_AIM OF THE EXERCISE_.
Leave out the pictures and restate the rest of the data exactly.
⁂
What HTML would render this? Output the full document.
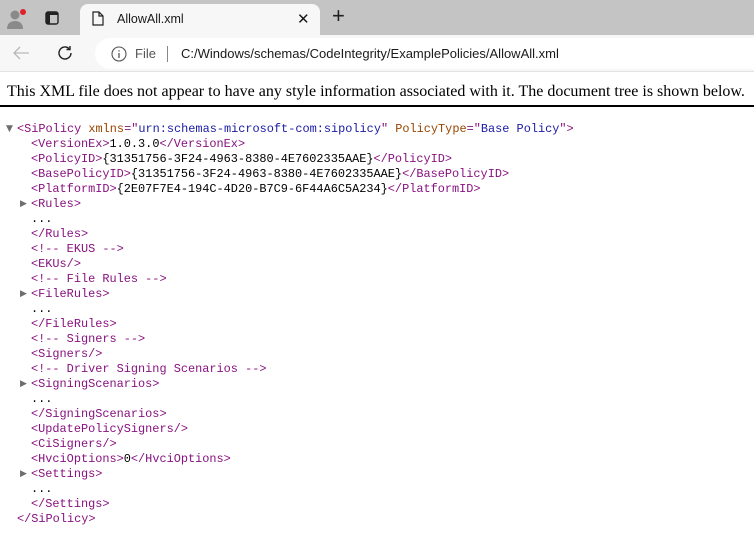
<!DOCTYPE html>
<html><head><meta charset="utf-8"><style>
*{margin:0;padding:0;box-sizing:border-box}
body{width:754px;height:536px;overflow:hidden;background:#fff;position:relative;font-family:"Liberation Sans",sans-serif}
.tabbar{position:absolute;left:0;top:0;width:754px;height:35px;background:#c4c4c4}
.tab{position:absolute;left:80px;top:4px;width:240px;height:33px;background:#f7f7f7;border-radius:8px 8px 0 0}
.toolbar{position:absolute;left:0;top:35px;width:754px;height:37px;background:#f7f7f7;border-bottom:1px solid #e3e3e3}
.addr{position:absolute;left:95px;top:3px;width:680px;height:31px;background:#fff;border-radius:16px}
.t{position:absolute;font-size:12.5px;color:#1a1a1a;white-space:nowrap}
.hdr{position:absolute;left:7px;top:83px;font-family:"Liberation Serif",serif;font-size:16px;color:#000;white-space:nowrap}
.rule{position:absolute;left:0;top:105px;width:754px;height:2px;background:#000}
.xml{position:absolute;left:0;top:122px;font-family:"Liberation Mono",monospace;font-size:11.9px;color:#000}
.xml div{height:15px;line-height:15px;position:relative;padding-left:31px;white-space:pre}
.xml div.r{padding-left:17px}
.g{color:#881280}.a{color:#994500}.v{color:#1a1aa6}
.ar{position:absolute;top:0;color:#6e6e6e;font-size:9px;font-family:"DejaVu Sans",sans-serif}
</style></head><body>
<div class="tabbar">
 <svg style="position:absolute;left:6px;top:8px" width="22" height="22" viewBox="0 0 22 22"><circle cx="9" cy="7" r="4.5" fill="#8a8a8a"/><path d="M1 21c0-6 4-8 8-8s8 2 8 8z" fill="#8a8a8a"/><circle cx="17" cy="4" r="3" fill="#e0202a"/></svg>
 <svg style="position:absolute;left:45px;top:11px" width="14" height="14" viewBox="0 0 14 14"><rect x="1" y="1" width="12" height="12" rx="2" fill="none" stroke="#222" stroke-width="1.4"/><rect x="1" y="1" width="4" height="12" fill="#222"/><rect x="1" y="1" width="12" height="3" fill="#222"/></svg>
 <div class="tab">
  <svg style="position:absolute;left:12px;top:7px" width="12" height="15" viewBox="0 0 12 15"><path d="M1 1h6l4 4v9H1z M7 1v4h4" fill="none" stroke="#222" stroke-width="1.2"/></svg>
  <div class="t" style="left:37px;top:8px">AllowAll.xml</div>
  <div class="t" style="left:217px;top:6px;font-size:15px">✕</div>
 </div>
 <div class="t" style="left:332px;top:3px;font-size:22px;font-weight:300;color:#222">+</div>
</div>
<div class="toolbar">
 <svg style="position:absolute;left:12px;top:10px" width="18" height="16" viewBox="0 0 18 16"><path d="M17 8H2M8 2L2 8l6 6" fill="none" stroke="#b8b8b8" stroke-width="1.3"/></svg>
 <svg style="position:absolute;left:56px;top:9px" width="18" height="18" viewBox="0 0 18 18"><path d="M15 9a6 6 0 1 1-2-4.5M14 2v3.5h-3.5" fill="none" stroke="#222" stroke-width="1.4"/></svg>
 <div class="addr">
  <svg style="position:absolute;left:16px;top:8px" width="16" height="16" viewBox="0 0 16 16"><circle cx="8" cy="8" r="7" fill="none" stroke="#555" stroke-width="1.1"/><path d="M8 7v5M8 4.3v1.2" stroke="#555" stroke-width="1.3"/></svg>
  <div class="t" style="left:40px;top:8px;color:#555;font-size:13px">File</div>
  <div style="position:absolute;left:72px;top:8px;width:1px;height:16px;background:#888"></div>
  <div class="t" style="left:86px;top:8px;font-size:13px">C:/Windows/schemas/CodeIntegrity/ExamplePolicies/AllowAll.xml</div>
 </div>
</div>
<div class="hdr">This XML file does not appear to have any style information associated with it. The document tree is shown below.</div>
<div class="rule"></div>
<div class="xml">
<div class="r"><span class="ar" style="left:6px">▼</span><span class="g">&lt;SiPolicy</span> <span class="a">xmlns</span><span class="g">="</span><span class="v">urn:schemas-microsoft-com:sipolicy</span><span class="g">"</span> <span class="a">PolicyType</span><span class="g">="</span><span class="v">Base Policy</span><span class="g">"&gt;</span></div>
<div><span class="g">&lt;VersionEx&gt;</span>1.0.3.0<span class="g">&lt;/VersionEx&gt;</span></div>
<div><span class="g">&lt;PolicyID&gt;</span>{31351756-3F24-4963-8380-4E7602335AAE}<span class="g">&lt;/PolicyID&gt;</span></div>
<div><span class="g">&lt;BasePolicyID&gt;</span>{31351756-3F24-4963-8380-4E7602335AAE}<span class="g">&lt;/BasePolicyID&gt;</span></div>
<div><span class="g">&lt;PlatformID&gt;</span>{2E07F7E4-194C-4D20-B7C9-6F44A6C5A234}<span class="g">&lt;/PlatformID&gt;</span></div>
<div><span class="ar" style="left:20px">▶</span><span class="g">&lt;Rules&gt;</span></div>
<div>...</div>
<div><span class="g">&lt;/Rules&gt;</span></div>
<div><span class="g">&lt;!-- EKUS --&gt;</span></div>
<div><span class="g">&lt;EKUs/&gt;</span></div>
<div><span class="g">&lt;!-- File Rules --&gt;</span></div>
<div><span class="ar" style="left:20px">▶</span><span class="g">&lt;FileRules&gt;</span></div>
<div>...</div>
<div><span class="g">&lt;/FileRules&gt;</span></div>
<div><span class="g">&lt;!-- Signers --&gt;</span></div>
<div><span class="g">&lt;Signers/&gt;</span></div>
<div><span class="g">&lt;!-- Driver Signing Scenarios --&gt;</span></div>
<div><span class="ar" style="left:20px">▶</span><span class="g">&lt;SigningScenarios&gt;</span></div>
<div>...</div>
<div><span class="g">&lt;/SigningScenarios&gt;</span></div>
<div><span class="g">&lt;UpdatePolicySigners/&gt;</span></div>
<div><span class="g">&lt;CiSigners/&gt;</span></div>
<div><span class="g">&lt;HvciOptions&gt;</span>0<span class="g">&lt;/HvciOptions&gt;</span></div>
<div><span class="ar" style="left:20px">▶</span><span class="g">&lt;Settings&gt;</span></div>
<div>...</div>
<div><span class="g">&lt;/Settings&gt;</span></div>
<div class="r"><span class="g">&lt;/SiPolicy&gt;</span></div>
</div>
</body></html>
⁂
_EXPECTED OUTPUT_.
What HTML would render this? Output the full document.
<!DOCTYPE html>
<html><head><meta charset="utf-8"><style>
*{margin:0;padding:0;box-sizing:border-box}
body{width:754px;height:536px;overflow:hidden;background:#fff;position:relative;font-family:"Liberation Sans",sans-serif}
.tabbar{position:absolute;left:0;top:0;width:754px;height:35px;background:#c4c4c4}
.tab{position:absolute;left:80px;top:4px;width:240px;height:33px;background:#f7f7f7;border-radius:8px 8px 0 0}
.toolbar{position:absolute;left:0;top:35px;width:754px;height:37px;background:#f7f7f7;border-bottom:1px solid #e3e3e3}
.addr{position:absolute;left:95px;top:3px;width:680px;height:31px;background:#fff;border-radius:16px}
.t{position:absolute;font-size:12.5px;color:#1a1a1a;white-space:nowrap}
.hdr{position:absolute;left:7px;top:83px;font-family:"Liberation Serif",serif;font-size:16px;color:#000;white-space:nowrap}
.rule{position:absolute;left:0;top:105px;width:754px;height:2px;background:#000}
.xml{position:absolute;left:0;top:122px;font-family:"Liberation Mono",monospace;font-size:11.9px;color:#000}
.xml div{height:15px;line-height:15px;position:relative;padding-left:31px;white-space:pre}
.xml div.r{padding-left:17px}
.g{color:#881280}.a{color:#994500}.v{color:#1a1aa6}
.ar{position:absolute;top:0;color:#6e6e6e;font-size:9px;font-family:"DejaVu Sans",sans-serif}
</style></head><body>
<div class="tabbar">
 <svg style="position:absolute;left:6px;top:8px" width="22" height="22" viewBox="0 0 22 22"><circle cx="9" cy="7" r="4.5" fill="#8a8a8a"/><path d="M1 21c0-6 4-8 8-8s8 2 8 8z" fill="#8a8a8a"/><circle cx="17" cy="4" r="3" fill="#e0202a"/></svg>
 <svg style="position:absolute;left:45px;top:11px" width="14" height="14" viewBox="0 0 14 14"><rect x="1" y="1" width="12" height="12" rx="2" fill="none" stroke="#222" stroke-width="1.4"/><rect x="1" y="1" width="4" height="12" fill="#222"/><rect x="1" y="1" width="12" height="3" fill="#222"/></svg>
 <div class="tab">
  <svg style="position:absolute;left:12px;top:7px" width="12" height="15" viewBox="0 0 12 15"><path d="M1 1h6l4 4v9H1z M7 1v4h4" fill="none" stroke="#222" stroke-width="1.2"/></svg>
  <div class="t" style="left:37px;top:8px">AllowAll.xml</div>
  <div class="t" style="left:217px;top:6px;font-size:15px">✕</div>
 </div>
 <div class="t" style="left:332px;top:3px;font-size:22px;font-weight:300;color:#222">+</div>
</div>
<div class="toolbar">
 <svg style="position:absolute;left:12px;top:10px" width="18" height="16" viewBox="0 0 18 16"><path d="M17 8H2M8 2L2 8l6 6" fill="none" stroke="#b8b8b8" stroke-width="1.3"/></svg>
 <svg style="position:absolute;left:56px;top:9px" width="18" height="18" viewBox="0 0 18 18"><path d="M15 9a6 6 0 1 1-2-4.5M14 2v3.5h-3.5" fill="none" stroke="#222" stroke-width="1.4"/></svg>
 <div class="addr">
  <svg style="position:absolute;left:16px;top:8px" width="16" height="16" viewBox="0 0 16 16"><circle cx="8" cy="8" r="7" fill="none" stroke="#555" stroke-width="1.1"/><path d="M8 7v5M8 4.3v1.2" stroke="#555" stroke-width="1.3"/></svg>
  <div class="t" style="left:40px;top:8px;color:#555;font-size:13px">File</div>
  <div style="position:absolute;left:72px;top:8px;width:1px;height:16px;background:#888"></div>
  <div class="t" style="left:86px;top:8px;font-size:13px">C:/Windows/schemas/CodeIntegrity/ExamplePolicies/AllowAll.xml</div>
 </div>
</div>
<div class="hdr">This XML file does not appear to have any style information associated with it. The document tree is shown below.</div>
<div class="rule"></div>
<div class="xml">
<div class="r"><span class="ar" style="left:6px">▼</span><span class="g">&lt;SiPolicy</span> <span class="a">xmlns</span><span class="g">="</span><span class="v">urn:schemas-microsoft-com:sipolicy</span><span class="g">"</span> <span class="a">PolicyType</span><span class="g">="</span><span class="v">Base Policy</span><span class="g">"&gt;</span></div>
<div><span class="g">&lt;VersionEx&gt;</span>1.0.3.0<span class="g">&lt;/VersionEx&gt;</span></div>
<div><span class="g">&lt;PolicyID&gt;</span>{31351756-3F24-4963-8380-4E7602335AAE}<span class="g">&lt;/PolicyID&gt;</span></div>
<div><span class="g">&lt;BasePolicyID&gt;</span>{31351756-3F24-4963-8380-4E7602335AAE}<span class="g">&lt;/BasePolicyID&gt;</span></div>
<div><span class="g">&lt;PlatformID&gt;</span>{2E07F7E4-194C-4D20-B7C9-6F44A6C5A234}<span class="g">&lt;/PlatformID&gt;</span></div>
<div><span class="ar" style="left:20px">▶</span><span class="g">&lt;Rules&gt;</span></div>
<div>...</div>
<div><span class="g">&lt;/Rules&gt;</span></div>
<div><span class="g">&lt;!-- EKUS --&gt;</span></div>
<div><span class="g">&lt;EKUs/&gt;</span></div>
<div><span class="g">&lt;!-- File Rules --&gt;</span></div>
<div><span class="ar" style="left:20px">▶</span><span class="g">&lt;FileRules&gt;</span></div>
<div>...</div>
<div><span class="g">&lt;/FileRules&gt;</span></div>
<div><span class="g">&lt;!-- Signers --&gt;</span></div>
<div><span class="g">&lt;Signers/&gt;</span></div>
<div><span class="g">&lt;!-- Driver Signing Scenarios --&gt;</span></div>
<div><span class="ar" style="left:20px">▶</span><span class="g">&lt;SigningScenarios&gt;</span></div>
<div>...</div>
<div><span class="g">&lt;/SigningScenarios&gt;</span></div>
<div><span class="g">&lt;UpdatePolicySigners/&gt;</span></div>
<div><span class="g">&lt;CiSigners/&gt;</span></div>
<div><span class="g">&lt;HvciOptions&gt;</span>0<span class="g">&lt;/HvciOptions&gt;</span></div>
<div><span class="ar" style="left:20px">▶</span><span class="g">&lt;Settings&gt;</span></div>
<div>...</div>
<div><span class="g">&lt;/Settings&gt;</span></div>
<div class="r"><span class="g">&lt;/SiPolicy&gt;</span></div>
</div>
</body></html>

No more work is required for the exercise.